(TASK DETAILS):
Return all lines from the listing below in which the string "React" occurs.

(DATASET EXCERPT):
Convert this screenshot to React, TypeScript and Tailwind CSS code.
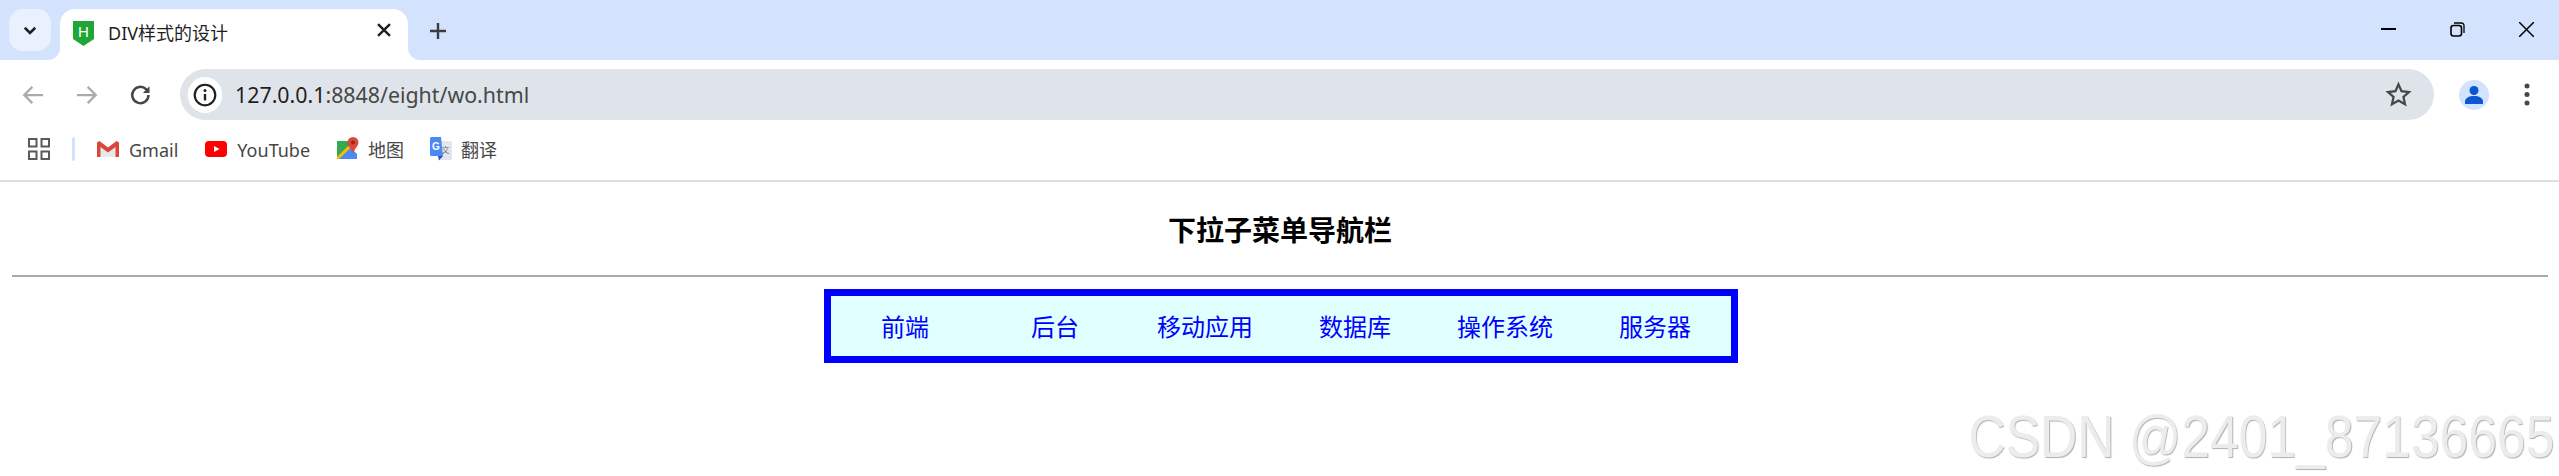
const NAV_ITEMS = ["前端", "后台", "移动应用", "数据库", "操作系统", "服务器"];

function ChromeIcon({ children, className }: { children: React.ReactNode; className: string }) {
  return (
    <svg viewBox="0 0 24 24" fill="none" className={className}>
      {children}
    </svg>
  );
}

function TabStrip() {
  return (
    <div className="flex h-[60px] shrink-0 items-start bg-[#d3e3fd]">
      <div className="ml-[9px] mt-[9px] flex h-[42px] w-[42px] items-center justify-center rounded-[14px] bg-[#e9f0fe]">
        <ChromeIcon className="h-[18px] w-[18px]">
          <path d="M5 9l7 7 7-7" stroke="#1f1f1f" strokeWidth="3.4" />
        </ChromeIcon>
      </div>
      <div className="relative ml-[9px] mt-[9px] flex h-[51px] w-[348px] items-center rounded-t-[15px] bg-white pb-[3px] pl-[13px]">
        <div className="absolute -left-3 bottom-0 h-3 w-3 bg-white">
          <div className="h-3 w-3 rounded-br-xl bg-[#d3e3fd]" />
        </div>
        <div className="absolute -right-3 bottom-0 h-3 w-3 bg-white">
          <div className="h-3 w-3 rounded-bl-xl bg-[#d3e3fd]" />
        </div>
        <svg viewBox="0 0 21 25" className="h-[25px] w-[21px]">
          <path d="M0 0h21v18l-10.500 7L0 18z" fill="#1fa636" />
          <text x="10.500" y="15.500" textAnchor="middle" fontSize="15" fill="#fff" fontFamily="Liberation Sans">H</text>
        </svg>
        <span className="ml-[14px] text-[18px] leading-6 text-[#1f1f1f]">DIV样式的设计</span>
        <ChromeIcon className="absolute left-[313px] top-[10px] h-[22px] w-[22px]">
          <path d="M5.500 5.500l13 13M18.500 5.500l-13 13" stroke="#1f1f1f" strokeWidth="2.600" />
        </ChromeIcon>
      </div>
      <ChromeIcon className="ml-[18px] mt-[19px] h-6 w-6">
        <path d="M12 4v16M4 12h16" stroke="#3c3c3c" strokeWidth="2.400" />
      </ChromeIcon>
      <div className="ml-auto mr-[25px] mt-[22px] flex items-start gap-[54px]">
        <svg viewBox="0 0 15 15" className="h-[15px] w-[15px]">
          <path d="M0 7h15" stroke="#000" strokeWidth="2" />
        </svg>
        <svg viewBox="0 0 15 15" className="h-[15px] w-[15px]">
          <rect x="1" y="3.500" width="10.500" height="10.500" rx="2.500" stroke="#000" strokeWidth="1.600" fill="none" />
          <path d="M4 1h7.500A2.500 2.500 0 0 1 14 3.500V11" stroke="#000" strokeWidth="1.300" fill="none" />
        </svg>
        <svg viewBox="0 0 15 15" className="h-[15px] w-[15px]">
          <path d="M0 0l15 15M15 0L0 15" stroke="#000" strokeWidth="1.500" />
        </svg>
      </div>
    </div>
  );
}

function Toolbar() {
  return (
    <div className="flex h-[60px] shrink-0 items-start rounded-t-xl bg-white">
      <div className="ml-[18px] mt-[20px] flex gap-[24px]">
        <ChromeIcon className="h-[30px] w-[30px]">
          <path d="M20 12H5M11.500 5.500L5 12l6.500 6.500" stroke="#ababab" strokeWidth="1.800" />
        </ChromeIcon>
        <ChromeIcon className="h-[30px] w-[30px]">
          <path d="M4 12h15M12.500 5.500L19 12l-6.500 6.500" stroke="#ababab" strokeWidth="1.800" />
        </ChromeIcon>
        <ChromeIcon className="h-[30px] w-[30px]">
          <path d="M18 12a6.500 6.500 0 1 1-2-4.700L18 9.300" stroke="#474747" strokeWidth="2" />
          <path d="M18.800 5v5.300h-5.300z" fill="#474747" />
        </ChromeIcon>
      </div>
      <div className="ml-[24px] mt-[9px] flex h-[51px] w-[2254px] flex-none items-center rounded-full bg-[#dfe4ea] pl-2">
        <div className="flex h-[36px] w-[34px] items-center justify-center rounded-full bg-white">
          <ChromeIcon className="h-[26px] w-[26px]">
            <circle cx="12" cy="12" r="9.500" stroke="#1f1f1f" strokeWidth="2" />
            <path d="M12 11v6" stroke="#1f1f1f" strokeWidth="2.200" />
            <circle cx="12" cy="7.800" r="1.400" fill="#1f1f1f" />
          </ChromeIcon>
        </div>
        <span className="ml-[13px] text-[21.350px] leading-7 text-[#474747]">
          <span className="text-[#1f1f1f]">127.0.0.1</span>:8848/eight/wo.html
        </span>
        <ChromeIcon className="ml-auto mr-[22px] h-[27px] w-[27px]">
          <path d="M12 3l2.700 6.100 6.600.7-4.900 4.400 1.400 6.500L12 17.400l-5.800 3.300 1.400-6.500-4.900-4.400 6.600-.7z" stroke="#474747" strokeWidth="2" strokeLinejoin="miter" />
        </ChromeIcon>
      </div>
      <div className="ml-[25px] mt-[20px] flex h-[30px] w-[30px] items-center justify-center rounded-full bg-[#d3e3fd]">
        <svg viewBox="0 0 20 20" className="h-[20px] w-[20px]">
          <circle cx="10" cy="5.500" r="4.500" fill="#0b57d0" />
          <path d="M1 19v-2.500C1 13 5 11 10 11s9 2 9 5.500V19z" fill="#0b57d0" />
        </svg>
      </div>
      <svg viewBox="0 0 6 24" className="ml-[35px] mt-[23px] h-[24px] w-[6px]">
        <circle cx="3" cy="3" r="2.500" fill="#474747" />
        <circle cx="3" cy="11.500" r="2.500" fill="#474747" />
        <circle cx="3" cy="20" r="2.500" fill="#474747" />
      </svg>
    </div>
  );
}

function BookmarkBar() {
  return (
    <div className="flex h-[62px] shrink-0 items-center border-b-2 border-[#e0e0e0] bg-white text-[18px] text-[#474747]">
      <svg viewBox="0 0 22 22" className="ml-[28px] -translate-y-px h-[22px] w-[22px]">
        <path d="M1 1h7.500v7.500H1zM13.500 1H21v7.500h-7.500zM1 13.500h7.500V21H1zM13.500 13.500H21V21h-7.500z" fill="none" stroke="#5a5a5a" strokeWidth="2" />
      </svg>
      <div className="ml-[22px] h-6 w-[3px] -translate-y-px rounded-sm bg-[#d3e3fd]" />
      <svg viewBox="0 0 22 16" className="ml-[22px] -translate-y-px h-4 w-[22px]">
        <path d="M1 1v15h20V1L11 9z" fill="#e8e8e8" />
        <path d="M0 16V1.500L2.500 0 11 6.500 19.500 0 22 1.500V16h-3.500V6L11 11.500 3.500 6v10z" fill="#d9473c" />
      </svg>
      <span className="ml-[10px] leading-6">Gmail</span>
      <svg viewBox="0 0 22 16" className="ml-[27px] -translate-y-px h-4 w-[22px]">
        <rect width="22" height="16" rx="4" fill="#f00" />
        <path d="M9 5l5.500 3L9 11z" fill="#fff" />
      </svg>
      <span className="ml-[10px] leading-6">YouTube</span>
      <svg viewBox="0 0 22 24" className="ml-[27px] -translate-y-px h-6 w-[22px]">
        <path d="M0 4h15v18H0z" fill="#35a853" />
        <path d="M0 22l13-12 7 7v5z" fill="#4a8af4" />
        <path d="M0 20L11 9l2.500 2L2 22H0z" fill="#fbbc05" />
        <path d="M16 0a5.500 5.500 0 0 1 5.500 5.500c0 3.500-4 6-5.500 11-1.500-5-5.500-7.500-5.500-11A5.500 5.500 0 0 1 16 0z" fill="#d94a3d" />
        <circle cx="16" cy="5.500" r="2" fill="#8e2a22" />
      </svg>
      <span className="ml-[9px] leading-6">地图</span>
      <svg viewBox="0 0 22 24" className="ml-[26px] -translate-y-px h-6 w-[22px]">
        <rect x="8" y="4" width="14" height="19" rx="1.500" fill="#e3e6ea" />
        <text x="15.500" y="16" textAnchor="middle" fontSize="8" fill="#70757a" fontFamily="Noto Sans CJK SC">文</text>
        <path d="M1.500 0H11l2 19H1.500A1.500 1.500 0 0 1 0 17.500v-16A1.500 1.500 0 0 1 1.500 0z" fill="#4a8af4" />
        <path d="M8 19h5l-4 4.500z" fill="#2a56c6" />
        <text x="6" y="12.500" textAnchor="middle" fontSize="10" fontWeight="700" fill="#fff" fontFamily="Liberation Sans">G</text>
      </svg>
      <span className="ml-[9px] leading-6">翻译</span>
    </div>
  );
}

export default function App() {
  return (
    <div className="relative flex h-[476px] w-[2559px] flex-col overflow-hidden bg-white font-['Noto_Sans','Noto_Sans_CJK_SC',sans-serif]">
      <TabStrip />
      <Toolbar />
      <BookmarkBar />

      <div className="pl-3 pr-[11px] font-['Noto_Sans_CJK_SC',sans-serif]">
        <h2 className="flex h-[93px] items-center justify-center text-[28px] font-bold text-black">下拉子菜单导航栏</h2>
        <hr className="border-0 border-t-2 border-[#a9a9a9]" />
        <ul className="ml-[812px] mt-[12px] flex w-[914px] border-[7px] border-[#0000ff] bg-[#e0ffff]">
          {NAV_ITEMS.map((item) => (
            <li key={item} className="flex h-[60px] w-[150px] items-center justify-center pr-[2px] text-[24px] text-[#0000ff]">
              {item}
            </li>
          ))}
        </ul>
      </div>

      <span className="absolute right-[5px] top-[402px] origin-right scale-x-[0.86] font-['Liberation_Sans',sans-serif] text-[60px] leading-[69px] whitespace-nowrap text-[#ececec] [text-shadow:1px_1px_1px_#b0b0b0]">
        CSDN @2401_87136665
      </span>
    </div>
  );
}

(EXERCISE RESULT):
Convert this screenshot to React, TypeScript and Tailwind CSS code.
function ChromeIcon({ children, className }: { children: React.ReactNode; className: string }) {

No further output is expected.